3. Finding the right answers — faster

Sites such as Google and Wikipedia changed the game for accessing knowledge. Swappable identities and lenses will be the next step, a move from centralized repositories to well-orchestrated, distributed collective intelligence.

Now, information can be customized. Are you curious about how the best coders tackled or are tackling problems you face now? Because this technology is driven by advanced artificial intelligence algorithms, answers will be just as fast as today’s search engines. But unlike search engines, it will also provide all-important context: a person’s biases, record, and standing in the industry and in the wider world.

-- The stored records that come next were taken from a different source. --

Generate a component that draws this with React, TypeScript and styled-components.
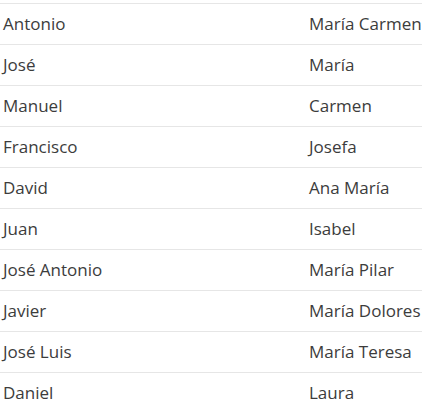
import React from "react";
import styled, { createGlobalStyle } from "styled-components";

const rows: [string, string][] = [
	["Antonio", "María Carmen"],
	["José", "María"],
	["Manuel", "Carmen"],
	["Francisco", "Josefa"],
	["David", "Ana María"],
	["Juan", "Isabel"],
	["José Antonio", "María Pilar"],
	["Javier", "María Dolores"],
	["José Luis", "María Teresa"],
	["Daniel", "Laura"],
];

const App: React.FC = () => {
	return (
		<>
			<GlobalStyle />
			<NameTable>
				{rows.map(([male, female]) => (
					<NameRow key={male}>
						<NameCell>{male}</NameCell>
						<NameCell>{female}</NameCell>
					</NameRow>
				))}
			</NameTable>
		</>
	);
};

export default App;

const GlobalStyle = createGlobalStyle`
	body {
		margin: 0;
		background: #ffffff;
		font-family: "Open Sans", sans-serif;
	}
`;

const NameTable = styled.div`
	width: 422px;
	height: 413px;
	overflow: hidden;
	padding-top: 3px;
	box-sizing: border-box;
`;

const NameRow = styled.div`
	display: grid;
	grid-template-columns: 306px 1fr;
	height: 41px;
	box-sizing: border-box;
	border-top: 1px solid #e6e6e6;
`;

const NameCell = styled.div`
	display: flex;
	align-items: center;
	padding-left: 3px;
	padding-bottom: 1px;
	font-size: 17px;
	color: #3c3c3c;
	white-space: nowrap;
`;
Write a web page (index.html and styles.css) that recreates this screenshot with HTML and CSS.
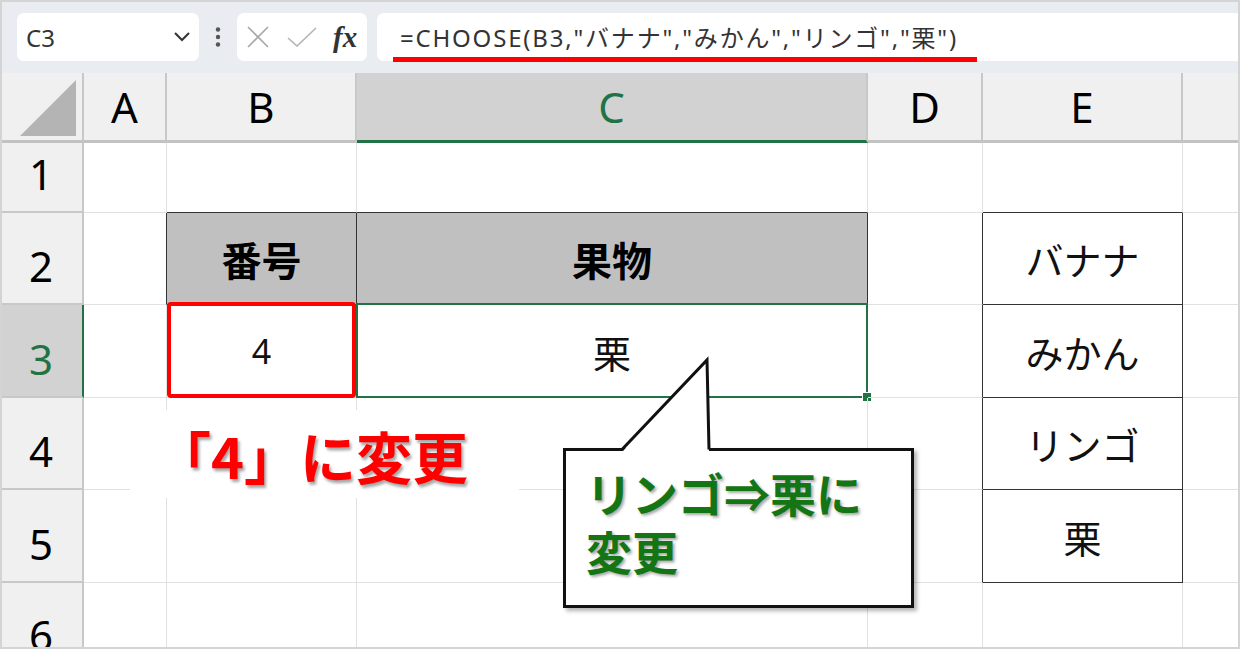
FILE: index.html
```html
<!DOCTYPE html>
<html lang="ja">
<head>
  <meta charset="UTF-8">
  <title>CHOOSE</title>
  <link rel="stylesheet" href="styles.css">
</head>
<body>
<div class="page">

  <div class="topbar">
    <div class="namebox">
      <span>C3</span>
      <svg width="16" height="10" viewBox="0 0 16 10"><polyline points="1,1 8,8 15,1" fill="none" stroke="#333" stroke-width="2"/></svg>
    </div>
    <div class="dots">
      <svg width="6" height="20" viewBox="0 0 6 20"><circle cx="3" cy="2.5" r="2.2" fill="#555"/><circle cx="3" cy="10" r="2.2" fill="#555"/><circle cx="3" cy="17.5" r="2.2" fill="#555"/></svg>
    </div>
    <div class="fxbox">
      <svg width="22" height="22" viewBox="0 0 22 22"><path d="M1 1 L21 21 M21 1 L1 21" stroke="#a8a8a8" stroke-width="1.6"/></svg>
      <svg class="check" width="30" height="20" viewBox="0 0 30 20"><polyline points="1,11 10,19 29,1" fill="none" stroke="#b4b4b4" stroke-width="1.6"/></svg>
      <span class="fx">fx</span>
    </div>
    <div class="formula">
      <span class="ftext">=CHOOSE(B3,"バナナ","みかん","リンゴ","栗")</span>
    </div>
  </div>

  <div class="sheet">
    <!-- column headers -->
    <div class="c hd corner"><svg width="60" height="60" viewBox="0 0 60 60"><polygon points="2,58 58,2 58,58" fill="#b4b4b4"/></svg></div>
    <div class="c hd">A</div>
    <div class="c hd">B</div>
    <div class="c hd on-col">C</div>
    <div class="c hd">D</div>
    <div class="c hd">E</div>
    <div class="c hd"></div>

    <!-- row 1 -->
    <div class="c rh">1</div>
    <div class="c"></div>
    <div class="c dk-b"></div>
    <div class="c dk-b"></div>
    <div class="c"></div>
    <div class="c dk-b"></div>
    <div class="c"></div>

    <!-- row 2 -->
    <div class="c rh">2</div>
    <div class="c dk-r"></div>
    <div class="c th dk-r dk-b">番号</div>
    <div class="c th dk-r dk-b">果物</div>
    <div class="c dk-r"></div>
    <div class="c dk-r dk-b">バナナ</div>
    <div class="c"></div>

    <!-- row 3 -->
    <div class="c rh on-row">3</div>
    <div class="c"></div>
    <div class="c num picked">4</div>
    <div class="c active">栗</div>
    <div class="c dk-r"></div>
    <div class="c dk-r dk-b">みかん</div>
    <div class="c"></div>

    <!-- row 4 -->
    <div class="c rh">4</div>
    <div class="c"></div>
    <div class="c"></div>
    <div class="c"></div>
    <div class="c dk-r"></div>
    <div class="c dk-r dk-b">リンゴ</div>
    <div class="c"></div>

    <!-- row 5 -->
    <div class="c rh">5</div>
    <div class="c"></div>
    <div class="c"></div>
    <div class="c"></div>
    <div class="c dk-r"></div>
    <div class="c dk-r dk-b">栗</div>
    <div class="c"></div>

    <!-- row 6 (cut off) -->
    <div class="c rh last">6</div>
    <div class="c"></div>
    <div class="c"></div>
    <div class="c"></div>
    <div class="c"></div>
    <div class="c"></div>
    <div class="c"></div>
  </div>

  <div class="note">「4」に変更</div>

  <div class="callout">
    <svg class="tail" width="110" height="100" viewBox="0 0 110 100">
      <polygon points="9,96 94,4 96,96" fill="#fff"/>
      <polyline points="9,93.5 94,4 96,93.5" fill="none" stroke="#111" stroke-width="3"/>
    </svg>
    <div class="line">リンゴ⇒栗に</div>
    <div class="line">変更</div>
  </div>

</div>
</body>
</html>
```

FILE: styles.css
```css
* {
  box-sizing: border-box;
}
body {
  margin: 0;
  font-family: "Noto Sans", "Noto Sans CJK JP", sans-serif;
}
.page {
  position: relative;
  width: 1240px;
  height: 649px;
  overflow: hidden;
  background: #fff;
}
/* thin frame round the screenshot */
.page::after {
  content: "";
  position: absolute;
  inset: 0;
  border: 2px solid #d4d4d4;
  pointer-events: none;
}

/* formula bar */
.topbar {
  height: 73px;
  background: #e9ecf0;
  display: flex;
  align-items: flex-start;
  padding: 13px 0 0 17px;
}
.namebox {
  width: 182px;
  height: 48px;
  background: #fff;
  border-radius: 7px;
  display: flex;
  align-items: center;
  justify-content: space-between;
  padding: 0 9px 0 9px;
  font-size: 24px;
  color: #333;
}
.dots {
  width: 38px;
  height: 48px;
  display: flex;
  align-items: center;
  justify-content: center;
}
.fxbox {
  width: 130px;
  height: 48px;
  background: #fff;
  border-radius: 7px;
  display: flex;
  align-items: center;
  padding-left: 10px;
}
.fxbox .check {
  margin-left: 18px;
}
.fx {
  margin-left: 16px;
  font-family: "Liberation Serif", serif;
  font-style: italic;
  font-weight: bold;
  font-size: 29px;
  color: #333;
}
.formula {
  flex: 1;
  height: 48px;
  margin-left: 10px;
  background: #fff;
  border-radius: 7px 0 0 7px;
}
.ftext {
  display: inline-block;
  margin-left: 16px;
  padding: 5px 19px 0 7px;
  line-height: 39px;
  border-bottom: 5px solid #ff0000;
  font-size: 24px;
  letter-spacing: 1.8px;
  color: #333;
  white-space: nowrap;
}

/* sheet grid */
.sheet {
  display: grid;
  grid-template-columns: 84px 83px 190px 511px 115px 200px 57px;
  grid-template-rows: 70px 70px 92px 93px 92px 93px 66px;
}
.c {
  position: relative;
  display: flex;
  align-items: center;
  justify-content: center;
  border-right: 1px solid #e1e1e1;
  border-bottom: 1px solid #e1e1e1;
  font-family: "Noto Sans CJK JP", sans-serif;
  font-size: 38px;
  color: #111;
}
.hd {
  background: #f0f0f0;
  border-right: 2px solid #c8c8c8;
  border-bottom: 3px solid #c2c2c2;
  font-family: "Noto Sans", sans-serif;
  font-size: 42px;
  line-height: 1;
  color: #000;
}
.corner {
  align-items: flex-end;
  justify-content: flex-end;
  padding: 0 4px 2px 0;
}
.rh {
  background: #f0f0f0;
  border-right: 2px solid #c8c8c8;
  border-bottom: 2px solid #c8c8c8;
  align-items: flex-end;
  padding-bottom: 16px;
  font-family: "Noto Sans", sans-serif;
  font-size: 42px;
  line-height: 1;
  color: #000;
}
.rh.last {
  align-items: flex-start;
  padding: 31px 0 0;
}
.on-col {
  background: #d2d2d2;
  color: #217346;
  border-bottom-color: #217346;
}
.on-row {
  background: #d2d2d2;
  color: #217346;
  border-right-color: #217346;
}
.dk-r {
  border-right-color: #333;
}
.dk-b {
  border-bottom-color: #333;
}
.th {
  background: #c0c0c0;
  font-weight: bold;
  font-size: 40px;
  color: #000;
}
.num {
  font-family: "Noto Sans", sans-serif;
  font-size: 34px;
}
/* B3: red frame */
.picked::before {
  content: "";
  position: absolute;
  top: -3px;
  left: 0;
  right: 0;
  bottom: -1px;
  border: 4px solid #ff0000;
  border-radius: 4px;
}
/* C3: active cell */
.active::before {
  content: "";
  position: absolute;
  top: -2px;
  left: -1px;
  right: -1px;
  bottom: -1px;
  border: 2px solid #217346;
}
.active::after {
  content: "";
  position: absolute;
  right: -5px;
  bottom: -5px;
  width: 8px;
  height: 8px;
  background: #217346;
  border: 1px solid #fff;
}

/* annotations */
.note {
  position: absolute;
  left: 130px;
  top: 410px;
  width: 389px;
  height: 88px;
  background: #fff;
  display: flex;
  align-items: center;
  padding-left: 25px;
  font-family: "Noto Sans CJK JP", sans-serif;
  font-weight: bold;
  font-size: 56px;
  color: #ff0000;
  text-shadow: 2px 3px 3px rgba(0, 0, 0, 0.35);
  white-space: nowrap;
}
.callout {
  position: absolute;
  left: 563px;
  top: 448px;
  width: 351px;
  height: 160px;
  border: 3px solid #111;
  background: #fff;
  box-shadow: 3px 3px 4px rgba(0, 0, 0, 0.3);
  padding: 16px 0 0 20px;
  font-family: "Noto Sans CJK JP", sans-serif;
  font-weight: bold;
  font-size: 46px;
  color: #137513;
  text-shadow: 2px 2px 3px rgba(0, 0, 0, 0.35);
  white-space: nowrap;
}
.callout .line {
  height: 58px;
  line-height: 50px;
}
.tail {
  position: absolute;
  left: 47px;
  top: -95px;
}
```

And keep in mind that such systems can learn from experience. With ways to provide feedback, these systems can be quickly trained to curate responses to your needs and keep answers accurate to the persona but focused on what matters to you.

For all these reasons, swappable identities are poised to be a new frontier for tech executives. Be on the lookout for opportunities to adopt the first offerings early and integrate them into your workflow over time.

Before long, the idea of working without your “team” of virtual advisors will seem as odd as any executive working without a personal staff.